H.C. : Oui, cela a été beaucoup plus difficile. Et à quoi ressemblait les étages défoncés car il n’y a pas d’images.
Vous revenez aussi sur l’effet de surprise, un acte non prévu par les services de renseignements ?
B.B. : Rétrospectivement, un acte d’une telle ampleur était imprévisible et depuis il n’y en a pas eu d’autres. L’évènement est fou, unique, et il va le rester. L’aspect spectaculaire, c’est le choix de la couverture de l’album parce que l’acte est démentiel. Ce serait un film, on ne le jugerait pas crédible.
H.C. : C’est exactement ça.
Comment pensez-vous que cela va être reçu par les lecteurs qui à priori n’ont pas vécu le 11 Septembre ?
H.C. : En fait, il n’y a pas que ce lectorat même si quand on fait une BD documentaire il faut choisir un public. On s’adresse à lui d’une certaine façon.

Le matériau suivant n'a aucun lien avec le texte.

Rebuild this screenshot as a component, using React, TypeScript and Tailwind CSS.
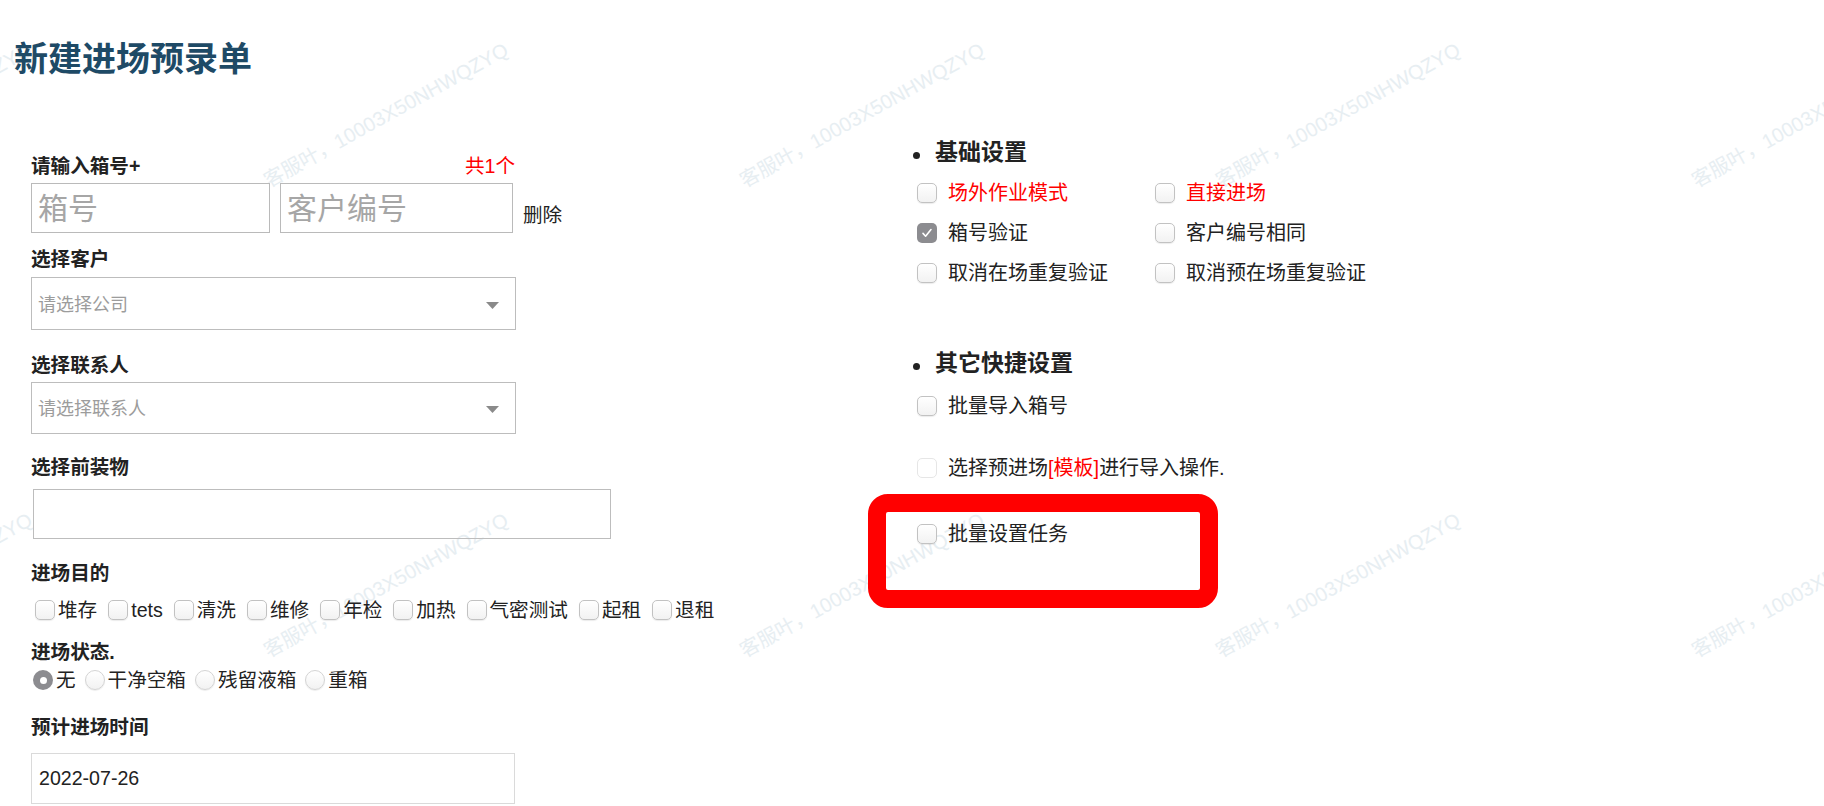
import React from "react";

const purposes = ["堆存", "tets", "清洗", "维修", "年检", "加热", "气密测试", "起租", "退租"];
const states = ["无", "干净空箱", "残留液箱", "重箱"];

function Box({ checked, faint }: { checked?: boolean; faint?: boolean }) {
  if (checked) {
    return (
      <span className="w-[20px] h-[20px] shrink-0 rounded-[5px] bg-[#8c8c90] flex items-center justify-center">
        <svg width="14" height="14" viewBox="0 0 14 14" fill="none">
          <path d="M3 7.4l2.6 2.8L11 3.6" stroke="white" strokeWidth="1.6" strokeLinecap="round" strokeLinejoin="round" />
        </svg>
      </span>
    );
  }
  return (
    <span
      className={
        faint
          ? "w-[20px] h-[20px] shrink-0 rounded-[5px] border border-[#e6e6e6] bg-white"
          : "w-[20px] h-[20px] shrink-0 rounded-[5px] border border-[#c2c2c2] bg-linear-to-b from-white to-[#f2f2f2] shadow-[0_1px_1px_rgba(0,0,0,0.08)]"
      }
    />
  );
}

function Radio({ checked }: { checked?: boolean }) {
  if (checked) {
    return (
      <span className="w-[20px] h-[20px] shrink-0 rounded-full bg-[#8c8c90] flex items-center justify-center">
        <span className="w-[7px] h-[7px] rounded-full bg-white" />
      </span>
    );
  }
  return (
    <span className="w-[20px] h-[20px] shrink-0 rounded-full border border-[#d4d4d4] bg-linear-to-b from-white to-[#f2f2f2] shadow-[0_1px_1px_rgba(0,0,0,0.08)]" />
  );
}

function Caret() {
  return (
    <svg width="13" height="7" viewBox="0 0 13 7">
      <path d="M0 0h13L6.5 7z" fill="#8a8a8a" />
    </svg>
  );
}

function Heading({ children }: { children: React.ReactNode }) {
  return (
    <div className="flex items-center h-[30px]">
      <span className="w-[7px] h-[7px] mt-[6px] mr-[15px] rounded-full bg-[#222]" />
      <span className="text-[23px] leading-[30px] font-bold text-[#222]">{children}</span>
    </div>
  );
}

function Option({ children, checked, faint }: { children: React.ReactNode; checked?: boolean; faint?: boolean }) {
  return (
    <div className="flex items-center h-[40px] pl-[4px]">
      <Box checked={checked} faint={faint} />
      <span className="ml-[11px] text-[20px] leading-[24px] text-[#222] whitespace-nowrap">{children}</span>
    </div>
  );
}

export default function App() {
  return (
    <div className="relative w-full h-[806px] overflow-hidden bg-white font-['Liberation_Sans','Noto_Sans_CJK_SC',sans-serif]">
      {/* watermark */}
      <div className="absolute left-[-328px] top-[-120px] grid grid-cols-[repeat(5,476px)] auto-rows-[470px] pointer-events-none select-none">
        {Array.from({ length: 10 }).map((_, i) => (
          <div key={i} className="flex items-center justify-center">
            <span className="rotate-[-29deg] whitespace-nowrap text-[20px] text-[#e7eef2]">客服叶，10003X50NHWQZYQ</span>
          </div>
        ))}
      </div>

      <div className="relative">
        {/* title */}
        <h1 className="pt-[35px] pl-[14px] text-[34px] leading-[48px] font-bold text-[#1e4a66]">新建进场预录单</h1>

        <div className="flex">
          {/* left form */}
          <div className="w-[913px] shrink-0 pl-[31px] text-[#222]">
            <div className="mt-[71px] w-[484px] flex justify-between text-[19.6px] leading-[24px]">
              <span className="font-bold">请输入箱号+</span>
              <span className="text-[#ff0000]">共1个</span>
            </div>
            <div className="mt-[5px] flex">
              <div className="w-[239px] h-[50px] border border-[#bababa] pl-[6px] flex items-center text-[30px] text-[#a6a6a6]">
                箱号
              </div>
              <div className="ml-[10px] w-[233px] h-[50px] border border-[#bababa] pl-[6px] flex items-center text-[30px] text-[#a6a6a6]">
                客户编号
              </div>
              <span className="self-end mb-[6px] ml-[10px] text-[19.6px] leading-[24px]">删除</span>
            </div>

            <div className="mt-[14px] text-[19.6px] leading-[24px] font-bold">选择客户</div>
            <div className="mt-[6px] w-[485px] h-[53px] border border-[#bdbdbd] pl-[6px] pr-[16px] pt-[3px] flex items-center justify-between">
              <span className="text-[18px] text-[#9c9c9c]">请选择公司</span>
              <Caret />
            </div>

            <div className="mt-[23px] text-[19.6px] leading-[24px] font-bold">选择联系人</div>
            <div className="mt-[5px] w-[485px] h-[52px] border border-[#bdbdbd] pl-[6px] pr-[16px] pt-[3px] flex items-center justify-between">
              <span className="text-[18px] text-[#9c9c9c]">请选择联系人</span>
              <Caret />
            </div>

            <div className="mt-[21px] text-[19.6px] leading-[24px] font-bold">选择前装物</div>
            <div className="mt-[10px] ml-[2px] w-[578px] h-[50px] border border-[#bdbdbd]" />

            <div className="mt-[22px] text-[19.6px] leading-[24px] font-bold">进场目的</div>
            <div className="mt-[13px] pl-[4px] flex items-center h-[24px]">
              {purposes.map((p) => (
                <label key={p} className="flex items-center mr-[11px]">
                  <Box />
                  <span className="ml-[3px] text-[19.6px] leading-[24px] whitespace-nowrap">{p}</span>
                </label>
              ))}
            </div>

            <div className="mt-[18px] text-[19.6px] leading-[24px] font-bold">进场状态.</div>
            <div className="mt-[4px] pl-[2px] flex items-center h-[24px]">
              {states.map((s, i) => (
                <label key={s} className="flex items-center mr-[9px]">
                  <Radio checked={i === 0} />
                  <span className="ml-[3px] text-[19.6px] leading-[24px] whitespace-nowrap">{s}</span>
                </label>
              ))}
            </div>

            <div className="mt-[23px] text-[19.6px] leading-[24px] font-bold">预计进场时间</div>
            <div className="mt-[14px] w-[484px] h-[51px] border border-[#dadada] pl-[7px] flex items-center text-[19.6px] text-[#222]">
              2022-07-26
            </div>
          </div>

          {/* right settings */}
          <div className="flex-1">
            <div className="mt-[54px]">
              <Heading>基础设置</Heading>
            </div>
            <div className="mt-[6px] grid grid-cols-[238px_auto]">
              <Option>
                <span className="text-[#ff0000]">场外作业模式</span>
              </Option>
              <Option>
                <span className="text-[#ff0000]">直接进场</span>
              </Option>
              <Option checked>箱号验证</Option>
              <Option>客户编号相同</Option>
              <Option>取消在场重复验证</Option>
              <Option>取消预在场重复验证</Option>
            </div>

            <div className="mt-[55px]">
              <Heading>其它快捷设置</Heading>
            </div>
            <div className="mt-[8px]">
              <Option>批量导入箱号</Option>
            </div>
            <div className="mt-[22px]">
              <Option faint>
                选择预进场<span className="text-[#ff0000]">[模板]</span>进行导入操作.
              </Option>
            </div>
            <div className="relative mt-[26px]">
              <Option>批量设置任务</Option>
              <div className="absolute left-[-45px] top-[-20px] w-[350px] h-[114px] border-[18px] border-[#ff0000] rounded-[20px]" />
            </div>
          </div>
        </div>
      </div>
    </div>
  );
}
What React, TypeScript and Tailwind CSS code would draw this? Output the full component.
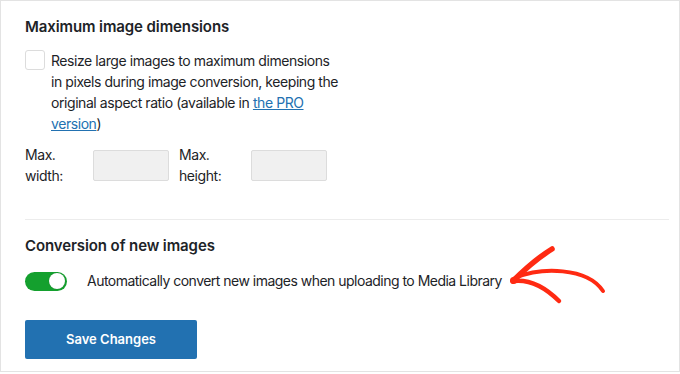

Ce sont des gens qui ont déjà une idée de ce qui s’est passé mais cela va rayonner comme une BD qui reprend tous les points importants et concerne ceux qui voudront se rafraichir la mémoire.
Comment avez-vous fonctionné tous les deux ?
H.C. : Avec des mails, tout a été fluide, le scénario était très clair.
B.B. : Il y avait beaucoup de liberté tout en voulant être très précis pour Héloïse, l’aider. Je séquençais mais elle pouvait changer. Il y a eu des ajustements mais le synopsis était déjà une sorte de mini-chapitrage. Cela a minimisé les blocages.
H.C. : Du coup comme il avait fait tout le travail de recherche documentaire, cela a évité des allers-retours si c’était moi qui l’avait fait. J’ai moins l’habitude dont avec des sources déjà données c’était plus simple.
Il y a une prise de position dans votre récit ou pas ?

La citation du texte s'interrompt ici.